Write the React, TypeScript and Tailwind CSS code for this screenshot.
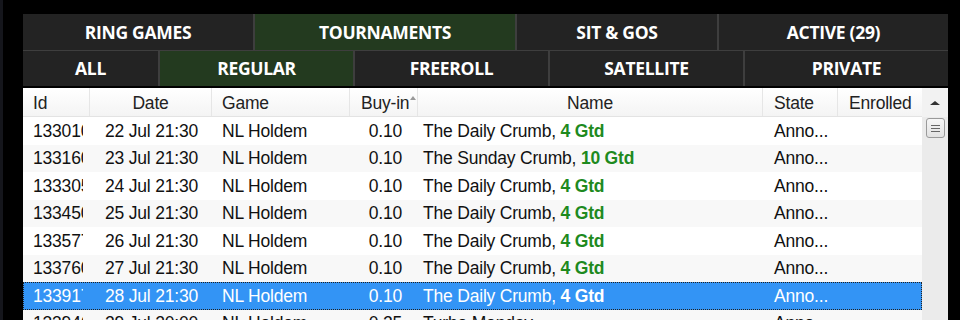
import React from "react";

const rows = [
  { id: "133010", date: "22 Jul 21:30", buy: "0.10", name: "The Daily Crumb, ", gtd: "4 Gtd" },
  { id: "133160", date: "23 Jul 21:30", buy: "0.10", name: "The Sunday Crumb, ", gtd: "10 Gtd" },
  { id: "133305", date: "24 Jul 21:30", buy: "0.10", name: "The Daily Crumb, ", gtd: "4 Gtd" },
  { id: "133450", date: "25 Jul 21:30", buy: "0.10", name: "The Daily Crumb, ", gtd: "4 Gtd" },
  { id: "133577", date: "26 Jul 21:30", buy: "0.10", name: "The Daily Crumb, ", gtd: "4 Gtd" },
  { id: "133760", date: "27 Jul 21:30", buy: "0.10", name: "The Daily Crumb, ", gtd: "4 Gtd" },
  { id: "133917", date: "28 Jul 21:30", buy: "0.10", name: "The Daily Crumb, ", gtd: "4 Gtd", sel: true },
  { id: "133946", date: "29 Jul 20:00", buy: "0.25", name: "Turbo Monday", gtd: "" },
];

const cols = "grid-cols-[67px_122px_138px_68px_345px_75px_84px]";

function Tab({ label, active }: { label: string; active?: boolean }) {
  return (
    <div
      className={`flex items-center justify-center text-white font-bold text-[17.5px] tracking-[-0.3px] ${
        active ? "bg-[#233a1f]" : "bg-[#232323]"
      }`}
    >
      {label}
    </div>
  );
}

export default function App() {
  return (
    <div className="w-[960px] h-[320px] bg-black overflow-hidden flex" style={{ fontFamily: "'Liberation Sans', Arial, sans-serif" }}>
      <div className="w-[3px] bg-[#15161c]" />
      <div className="ml-[20px] mt-[14px] w-[925px] flex flex-col">
        <div className="flex flex-col gap-[1px] bg-[#3e3e3e] shrink-0" style={{ fontFamily: "'Open Sans', sans-serif" }}>
          <div className="grid grid-cols-[230px_260px_200px_229px] gap-[2px] h-[36px] bg-[#3e3e3e]">
            <Tab label="RING GAMES" />
            <Tab label="TOURNAMENTS" active />
            <Tab label="SIT & GOS" />
            <Tab label="ACTIVE (29)" />
          </div>
          <div className="grid grid-cols-[135px_193px_193px_193px_203px] gap-[2px] h-[35px] bg-[#3e3e3e]">
            <Tab label="ALL" />
            <Tab label="REGULAR" active />
            <Tab label="FREEROLL" />
            <Tab label="SATELLITE" />
            <Tab label="PRIVATE" />
          </div>
        </div>
        <div className="mt-[2px] flex bg-white flex-1 overflow-hidden">
          <div className="w-[899px] flex flex-col text-[17.5px] text-[#111] tracking-[-0.2px]">
            <div className={`grid ${cols} h-[29px] shrink-0 bg-gradient-to-b from-white to-[#f4f4f4] border-b border-[#e3e3e3] text-[#222]`}>
              <div className="pl-[10px] pt-[2px] flex items-center border-r border-[#e6e6e6]">Id</div>
              <div className="pt-[2px] flex items-center justify-center border-r border-[#e6e6e6]">Date</div>
              <div className="pl-[10px] pt-[2px] flex items-center border-r border-[#e6e6e6]">Game</div>
              <div className="pl-[11px] pt-[2px] flex items-center border-r border-[#e6e6e6] relative">
                Buy-in
                <span className="absolute left-[60px] top-[8px] w-0 h-0 border-l-[3px] border-r-[3px] border-b-[4px] border-l-transparent border-r-transparent border-b-[#999]" />
              </div>
              <div className="pt-[2px] flex items-center justify-center border-r border-[#e6e6e6]">Name</div>
              <div className="pl-[11px] pt-[2px] flex items-center border-r border-[#e6e6e6]">State</div>
              <div className="pl-[11px] pt-[2px] flex items-center">Enrolled</div>
            </div>
            {rows.map((r, i) => (
              <div
                key={r.id}
                className={`grid ${cols} h-[27.5px] shrink-0 items-center ${
                  r.sel
                    ? "bg-[#3394f5] text-white outline outline-1 outline-dotted outline-[#222] -outline-offset-1"
                    : i % 2 === 1
                    ? "bg-[#f8f8f8]"
                    : "bg-white"
                }`}
              >
                <div className="ml-[10px] mr-[7px] overflow-hidden whitespace-nowrap">{r.id}</div>
                <div className="pl-[15px] whitespace-nowrap">{r.date}</div>
                <div className="pl-[10px] whitespace-nowrap">NL Holdem</div>
                <div className="pr-[16px] text-right">{r.buy}</div>
                <div className="pl-[5px] whitespace-nowrap overflow-hidden">
                  {r.name}
                  {r.gtd && (
                    <span className={`font-bold ${r.sel ? "text-white" : "text-[#1e8a1e]"}`}>{r.gtd}</span>
                  )}
                </div>
                <div className="pl-[11px] whitespace-nowrap">Anno...</div>
                <div />
              </div>
            ))}
          </div>
          <div className="w-[26px] bg-[#ebebeb] flex flex-col items-center">
            <div className="h-[29px] w-full bg-[#f2f2f2] flex items-center justify-center">
              <span className="w-0 h-0 border-l-[5px] border-r-[5px] border-b-[4px] border-l-transparent border-r-transparent border-b-[#333]" />
            </div>
            <div className="mt-[1px] ml-[1px] w-[19px] h-[20px] rounded-[3px] border border-[#9a9a9a] bg-gradient-to-b from-[#f6f6f6] to-[#e2e2e2] flex flex-col items-center justify-center gap-[2px]">
              <span className="w-[9px] h-[1px] bg-[#666]" />
              <span className="w-[9px] h-[1px] bg-[#666]" />
              <span className="w-[9px] h-[1px] bg-[#666]" />
            </div>
          </div>
        </div>
      </div>
    </div>
  );
}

◆ **Prompt**:
Give back exactly the lines from the first line of the data through the line with "import React from", pictures excluded.

◆ **Task response**:
Write the React, TypeScript and Tailwind CSS code for this screenshot.
import React from "react";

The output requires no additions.